Extract every line that contains the string "components".
======== INFORMATION SHOWN
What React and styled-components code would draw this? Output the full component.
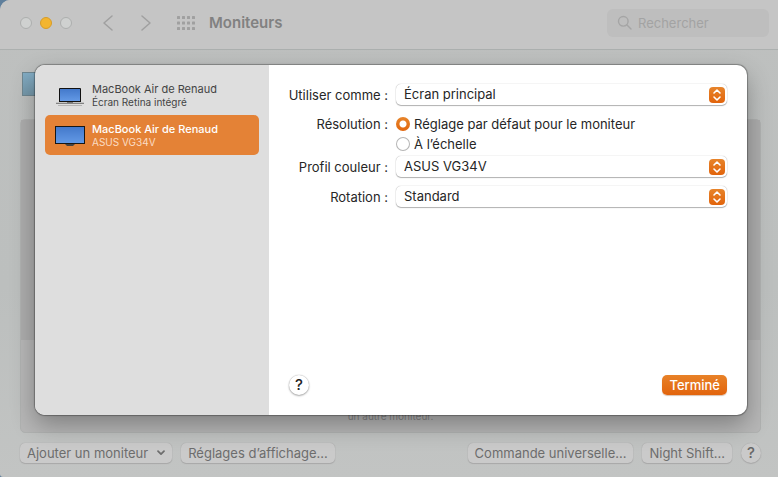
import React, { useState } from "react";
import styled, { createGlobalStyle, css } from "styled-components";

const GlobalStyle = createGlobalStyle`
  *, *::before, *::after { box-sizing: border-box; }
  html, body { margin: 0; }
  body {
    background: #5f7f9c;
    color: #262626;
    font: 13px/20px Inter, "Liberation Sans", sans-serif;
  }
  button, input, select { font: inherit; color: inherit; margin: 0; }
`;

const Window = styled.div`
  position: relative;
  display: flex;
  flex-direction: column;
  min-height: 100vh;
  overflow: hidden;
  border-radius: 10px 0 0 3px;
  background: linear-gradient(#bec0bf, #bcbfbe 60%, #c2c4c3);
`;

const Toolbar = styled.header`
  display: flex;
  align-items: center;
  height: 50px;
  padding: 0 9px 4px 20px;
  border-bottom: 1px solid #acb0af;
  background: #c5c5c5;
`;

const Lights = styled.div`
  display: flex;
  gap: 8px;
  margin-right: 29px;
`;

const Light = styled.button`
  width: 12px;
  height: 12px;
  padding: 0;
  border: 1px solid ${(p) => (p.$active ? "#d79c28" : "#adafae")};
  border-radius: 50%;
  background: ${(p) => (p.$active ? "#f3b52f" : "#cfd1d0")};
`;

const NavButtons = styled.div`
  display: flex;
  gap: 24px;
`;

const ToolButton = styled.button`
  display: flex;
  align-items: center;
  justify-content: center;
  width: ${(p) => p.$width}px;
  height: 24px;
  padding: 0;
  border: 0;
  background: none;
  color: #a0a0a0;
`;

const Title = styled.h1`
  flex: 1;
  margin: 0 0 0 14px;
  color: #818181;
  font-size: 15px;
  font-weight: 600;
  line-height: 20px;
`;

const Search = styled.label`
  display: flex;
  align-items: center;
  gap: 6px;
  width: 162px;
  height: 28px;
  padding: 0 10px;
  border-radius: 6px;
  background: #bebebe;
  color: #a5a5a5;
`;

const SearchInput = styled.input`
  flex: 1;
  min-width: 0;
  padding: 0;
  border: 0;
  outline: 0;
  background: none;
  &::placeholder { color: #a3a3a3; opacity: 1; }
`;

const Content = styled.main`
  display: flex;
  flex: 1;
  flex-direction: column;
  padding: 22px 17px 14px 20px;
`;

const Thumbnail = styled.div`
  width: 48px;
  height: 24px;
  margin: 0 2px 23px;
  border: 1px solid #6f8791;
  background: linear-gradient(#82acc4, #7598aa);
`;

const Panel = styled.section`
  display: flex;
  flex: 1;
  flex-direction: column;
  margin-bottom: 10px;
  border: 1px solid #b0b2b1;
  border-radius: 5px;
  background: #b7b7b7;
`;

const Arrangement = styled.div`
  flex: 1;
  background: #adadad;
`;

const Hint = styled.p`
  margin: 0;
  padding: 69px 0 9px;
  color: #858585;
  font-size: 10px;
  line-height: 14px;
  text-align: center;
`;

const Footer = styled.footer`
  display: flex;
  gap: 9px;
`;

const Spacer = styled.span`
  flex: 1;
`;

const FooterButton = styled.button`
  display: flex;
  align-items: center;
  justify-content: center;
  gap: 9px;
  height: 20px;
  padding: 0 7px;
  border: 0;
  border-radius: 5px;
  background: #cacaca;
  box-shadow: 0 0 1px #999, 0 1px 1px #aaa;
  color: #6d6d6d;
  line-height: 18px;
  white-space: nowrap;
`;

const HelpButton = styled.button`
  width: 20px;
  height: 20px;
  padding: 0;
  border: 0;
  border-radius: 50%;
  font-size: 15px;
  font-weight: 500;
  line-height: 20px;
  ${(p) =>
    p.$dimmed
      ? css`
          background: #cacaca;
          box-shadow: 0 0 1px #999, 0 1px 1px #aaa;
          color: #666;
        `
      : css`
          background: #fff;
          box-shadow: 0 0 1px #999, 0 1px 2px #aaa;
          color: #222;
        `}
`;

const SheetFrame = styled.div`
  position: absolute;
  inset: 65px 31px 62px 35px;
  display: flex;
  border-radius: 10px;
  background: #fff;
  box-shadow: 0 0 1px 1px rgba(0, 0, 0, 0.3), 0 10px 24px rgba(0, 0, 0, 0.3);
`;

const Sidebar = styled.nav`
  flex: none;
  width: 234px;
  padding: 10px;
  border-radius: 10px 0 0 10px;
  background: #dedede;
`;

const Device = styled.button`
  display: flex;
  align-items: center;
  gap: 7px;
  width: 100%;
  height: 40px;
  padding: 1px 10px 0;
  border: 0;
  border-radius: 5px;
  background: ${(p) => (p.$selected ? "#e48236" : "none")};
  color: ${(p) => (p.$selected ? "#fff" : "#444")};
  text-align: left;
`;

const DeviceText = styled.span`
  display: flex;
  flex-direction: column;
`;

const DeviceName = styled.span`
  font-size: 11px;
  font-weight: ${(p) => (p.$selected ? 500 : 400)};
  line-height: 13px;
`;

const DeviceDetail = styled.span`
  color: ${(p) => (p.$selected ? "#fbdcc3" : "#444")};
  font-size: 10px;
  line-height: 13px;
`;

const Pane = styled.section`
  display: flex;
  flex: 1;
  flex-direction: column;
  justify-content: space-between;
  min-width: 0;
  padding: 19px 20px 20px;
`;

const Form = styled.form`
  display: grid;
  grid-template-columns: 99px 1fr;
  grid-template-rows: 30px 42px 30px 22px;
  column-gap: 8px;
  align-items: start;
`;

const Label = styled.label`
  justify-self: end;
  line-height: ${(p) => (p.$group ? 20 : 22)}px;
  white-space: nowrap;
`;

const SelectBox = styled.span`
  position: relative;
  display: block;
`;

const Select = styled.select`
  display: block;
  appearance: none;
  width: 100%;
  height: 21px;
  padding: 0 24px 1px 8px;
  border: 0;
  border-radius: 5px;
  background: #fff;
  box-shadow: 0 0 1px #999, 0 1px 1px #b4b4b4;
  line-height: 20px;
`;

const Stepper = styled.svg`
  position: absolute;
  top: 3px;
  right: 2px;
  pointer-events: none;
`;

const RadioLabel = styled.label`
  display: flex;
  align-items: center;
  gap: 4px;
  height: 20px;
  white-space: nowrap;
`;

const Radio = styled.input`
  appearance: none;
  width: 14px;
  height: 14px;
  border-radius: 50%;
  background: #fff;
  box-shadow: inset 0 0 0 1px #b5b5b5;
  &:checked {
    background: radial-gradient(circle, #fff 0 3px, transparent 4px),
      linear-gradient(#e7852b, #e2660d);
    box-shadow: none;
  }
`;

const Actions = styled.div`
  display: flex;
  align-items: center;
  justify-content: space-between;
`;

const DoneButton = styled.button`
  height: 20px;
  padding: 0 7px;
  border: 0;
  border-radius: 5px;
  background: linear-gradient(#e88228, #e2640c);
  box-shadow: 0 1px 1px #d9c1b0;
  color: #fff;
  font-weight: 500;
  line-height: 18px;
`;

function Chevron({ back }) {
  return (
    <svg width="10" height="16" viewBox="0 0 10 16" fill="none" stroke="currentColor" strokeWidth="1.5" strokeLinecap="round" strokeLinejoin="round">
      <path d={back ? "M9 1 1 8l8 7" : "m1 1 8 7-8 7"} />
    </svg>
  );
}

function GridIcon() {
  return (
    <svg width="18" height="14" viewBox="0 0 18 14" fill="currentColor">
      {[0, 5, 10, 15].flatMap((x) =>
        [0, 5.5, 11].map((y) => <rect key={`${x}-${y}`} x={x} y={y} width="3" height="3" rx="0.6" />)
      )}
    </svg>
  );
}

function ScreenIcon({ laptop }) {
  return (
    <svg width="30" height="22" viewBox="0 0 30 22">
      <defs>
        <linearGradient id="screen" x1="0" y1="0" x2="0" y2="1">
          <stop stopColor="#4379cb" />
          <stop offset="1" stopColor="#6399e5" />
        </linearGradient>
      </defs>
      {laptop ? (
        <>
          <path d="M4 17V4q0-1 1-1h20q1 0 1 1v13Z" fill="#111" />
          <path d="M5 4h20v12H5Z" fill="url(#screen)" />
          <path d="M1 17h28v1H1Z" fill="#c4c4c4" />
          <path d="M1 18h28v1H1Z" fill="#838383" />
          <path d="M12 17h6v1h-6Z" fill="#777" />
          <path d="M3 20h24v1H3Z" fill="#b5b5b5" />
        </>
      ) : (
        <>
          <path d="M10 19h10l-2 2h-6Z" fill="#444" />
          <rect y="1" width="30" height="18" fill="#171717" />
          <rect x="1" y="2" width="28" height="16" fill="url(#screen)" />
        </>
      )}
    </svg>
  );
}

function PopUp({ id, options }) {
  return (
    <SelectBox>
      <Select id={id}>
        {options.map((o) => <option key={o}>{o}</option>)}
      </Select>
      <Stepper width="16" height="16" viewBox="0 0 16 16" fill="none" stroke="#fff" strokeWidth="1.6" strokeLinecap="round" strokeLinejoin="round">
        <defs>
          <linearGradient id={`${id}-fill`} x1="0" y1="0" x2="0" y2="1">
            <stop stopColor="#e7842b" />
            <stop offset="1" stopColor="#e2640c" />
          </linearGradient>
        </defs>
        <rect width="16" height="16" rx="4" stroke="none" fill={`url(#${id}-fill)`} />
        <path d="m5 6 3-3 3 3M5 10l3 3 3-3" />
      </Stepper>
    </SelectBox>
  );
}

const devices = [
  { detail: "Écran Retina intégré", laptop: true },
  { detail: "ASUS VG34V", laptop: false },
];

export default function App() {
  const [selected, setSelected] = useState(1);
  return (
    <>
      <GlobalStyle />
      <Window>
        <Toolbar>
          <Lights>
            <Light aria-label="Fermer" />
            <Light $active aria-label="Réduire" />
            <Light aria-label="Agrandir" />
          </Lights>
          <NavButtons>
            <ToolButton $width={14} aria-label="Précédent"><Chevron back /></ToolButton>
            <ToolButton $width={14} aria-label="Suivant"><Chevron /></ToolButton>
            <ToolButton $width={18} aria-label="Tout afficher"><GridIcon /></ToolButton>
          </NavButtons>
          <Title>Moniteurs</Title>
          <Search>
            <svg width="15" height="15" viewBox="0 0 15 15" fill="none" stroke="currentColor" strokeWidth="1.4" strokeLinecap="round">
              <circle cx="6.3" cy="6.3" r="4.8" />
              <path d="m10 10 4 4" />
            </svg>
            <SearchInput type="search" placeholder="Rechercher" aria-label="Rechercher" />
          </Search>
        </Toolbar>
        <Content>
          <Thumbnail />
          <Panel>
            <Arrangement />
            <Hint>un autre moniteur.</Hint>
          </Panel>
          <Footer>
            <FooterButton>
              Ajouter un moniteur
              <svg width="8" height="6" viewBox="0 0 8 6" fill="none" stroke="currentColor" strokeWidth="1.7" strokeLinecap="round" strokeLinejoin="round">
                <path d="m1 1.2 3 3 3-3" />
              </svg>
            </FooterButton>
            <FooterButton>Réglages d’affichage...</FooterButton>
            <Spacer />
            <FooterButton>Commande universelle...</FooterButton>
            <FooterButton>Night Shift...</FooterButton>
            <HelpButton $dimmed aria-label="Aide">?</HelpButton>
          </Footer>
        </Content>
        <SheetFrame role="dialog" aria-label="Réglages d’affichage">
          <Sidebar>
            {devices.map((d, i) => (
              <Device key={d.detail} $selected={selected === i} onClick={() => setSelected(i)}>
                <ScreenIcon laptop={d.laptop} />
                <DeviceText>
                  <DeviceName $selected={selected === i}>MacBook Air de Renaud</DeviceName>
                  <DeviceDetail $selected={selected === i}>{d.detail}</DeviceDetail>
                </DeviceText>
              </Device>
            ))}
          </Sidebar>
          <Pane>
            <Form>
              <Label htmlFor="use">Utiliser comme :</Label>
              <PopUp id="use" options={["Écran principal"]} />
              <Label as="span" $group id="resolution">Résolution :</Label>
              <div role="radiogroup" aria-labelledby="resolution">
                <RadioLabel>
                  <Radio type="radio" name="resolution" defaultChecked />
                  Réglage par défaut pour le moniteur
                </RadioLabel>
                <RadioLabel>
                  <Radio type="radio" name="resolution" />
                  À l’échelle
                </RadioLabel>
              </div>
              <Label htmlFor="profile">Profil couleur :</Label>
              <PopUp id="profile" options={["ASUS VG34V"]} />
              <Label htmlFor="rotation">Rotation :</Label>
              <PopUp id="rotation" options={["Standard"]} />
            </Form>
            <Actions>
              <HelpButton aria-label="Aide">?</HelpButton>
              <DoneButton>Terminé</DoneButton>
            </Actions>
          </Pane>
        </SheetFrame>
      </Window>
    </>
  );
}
================
EXERCISE SOLUTION ->
What React and styled-components code would draw this? Output the full component.
import styled, { createGlobalStyle, css } from "styled-components";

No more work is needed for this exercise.